Giving Compass' Take:

• Writing for Stanford Social Innovation Review, Jonathan C. Lewis discusses his book "The Unfinished Social Entrepreneur," which aims to power up your social justice career with self reflection.

• It's always worth considering that our work — and our personalities — are never fully complete. That helps us strive to do better. How can we learn to view our world from different perspectives?

• Here are more life-changing books that every social entrepreneur should read.


Whenever and wherever I travel, I take myself with me. When I’m planning a new social venture, I think like myself. When confronted with a new idea, I filter it through my preconceived preferences, proclivities and phobias. What choice do I really have? “Be yourself. Everyone else is already taken,” quipped Oscar Wilde.
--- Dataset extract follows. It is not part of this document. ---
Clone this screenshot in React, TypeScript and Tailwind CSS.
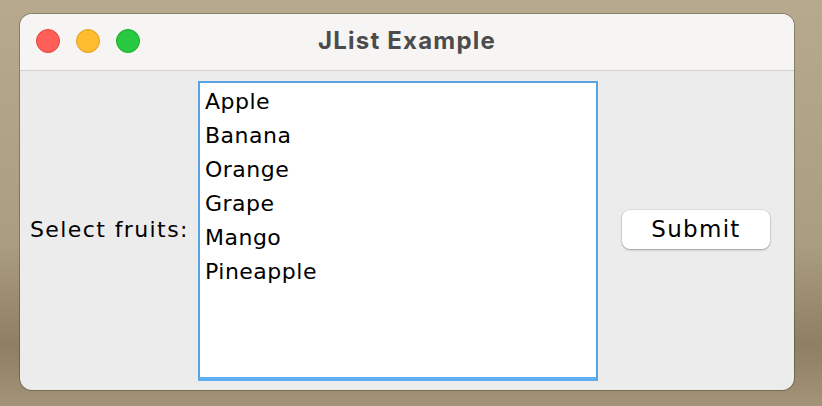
import React from "react";

const fruits = ["Apple", "Banana", "Orange", "Grape", "Mango", "Pineapple"];

export default function App() {
  return (
    <div
      className="w-[822px] h-[406px] overflow-hidden pl-[20px] pt-[14px]"
      style={{
        background:
          "linear-gradient(180deg, #b6a98e 0%, #ab9d80 60%, #8f7f62 85%, #a39477 100%)",
      }}
    >
      <div className="w-[774px] h-[376px] rounded-[12px] overflow-hidden bg-[#ececec] flex flex-col shadow-[0_0_0_1px_rgba(0,0,0,0.25)]">
        <div className="h-[57px] shrink-0 bg-[#f6f5f4] border-b border-[#d2d2d2] flex items-center relative">
          <div className="flex items-center gap-[16px] pl-[16px] -mt-[2px]">
            <div className="w-[24px] h-[24px] rounded-full bg-[#ff5f57] border border-[#e0443e]" />
            <div className="w-[24px] h-[24px] rounded-full bg-[#febc2e] border border-[#dea123]" />
            <div className="w-[24px] h-[24px] rounded-full bg-[#28c840] border border-[#1aab29]" />
          </div>
          <div className="absolute inset-0 flex items-center justify-center pointer-events-none -mt-[2px]">
            <span className="text-[24px] font-bold text-[#4c4c4c] font-['Inter',sans-serif] tracking-[1.2px]">
              JList Example
            </span>
          </div>
        </div>
        <div className="flex-1 flex items-center pl-[10px] font-['DejaVu_Sans',sans-serif] text-black">
          <span className="text-[22px] w-[168px] leading-none tracking-[1.4px] -mt-[2px] whitespace-nowrap">Select fruits:</span>
          <div className="w-[400px] h-[300px] bg-white border-2 border-b-4 border-[#5aa3e3] border-b-[#5fb0f2] pt-[4px] pl-[5px]">
            {fruits.map((f) => (
              <div key={f} className="h-[34px] text-[22px] leading-[30px] tracking-[0.5px]">
                {f}
              </div>
            ))}
          </div>
          <button className="ml-[24px] w-[148px] h-[39px] bg-white rounded-[8px] shadow-[0_1px_2px_rgba(0,0,0,0.3),0_0_0_0.5px_rgba(0,0,0,0.12)] text-[23px] tracking-[1.3px] text-black -mt-[3px]">
            Submit
          </button>
        </div>
      </div>
    </div>
  );
}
When I arrive in a faraway township (or in an equally unfamiliar, culturally-different, racially-segregated neighborhood a few blocks away from my house), I’m a captive of observer bias. “We don’t see things as they are. We see things as we are,” tartly noted the novelist Anais Nin. Healthcare professionals are likely to perceive a community’s condition in terms of adequate or inadequate healthcare systems; engineers see a need for paved roads and irrigation pipes; internet geeks enthuse about apps and mobile money; economists thrive on economic opportunity plans.

Insofar as social entrepreneurs are committed to community-based, systemic change in this messed-up world, there’s a better way. You and I can tap into local wisdom by asking, “Teach us how, or if, we might be helpful.”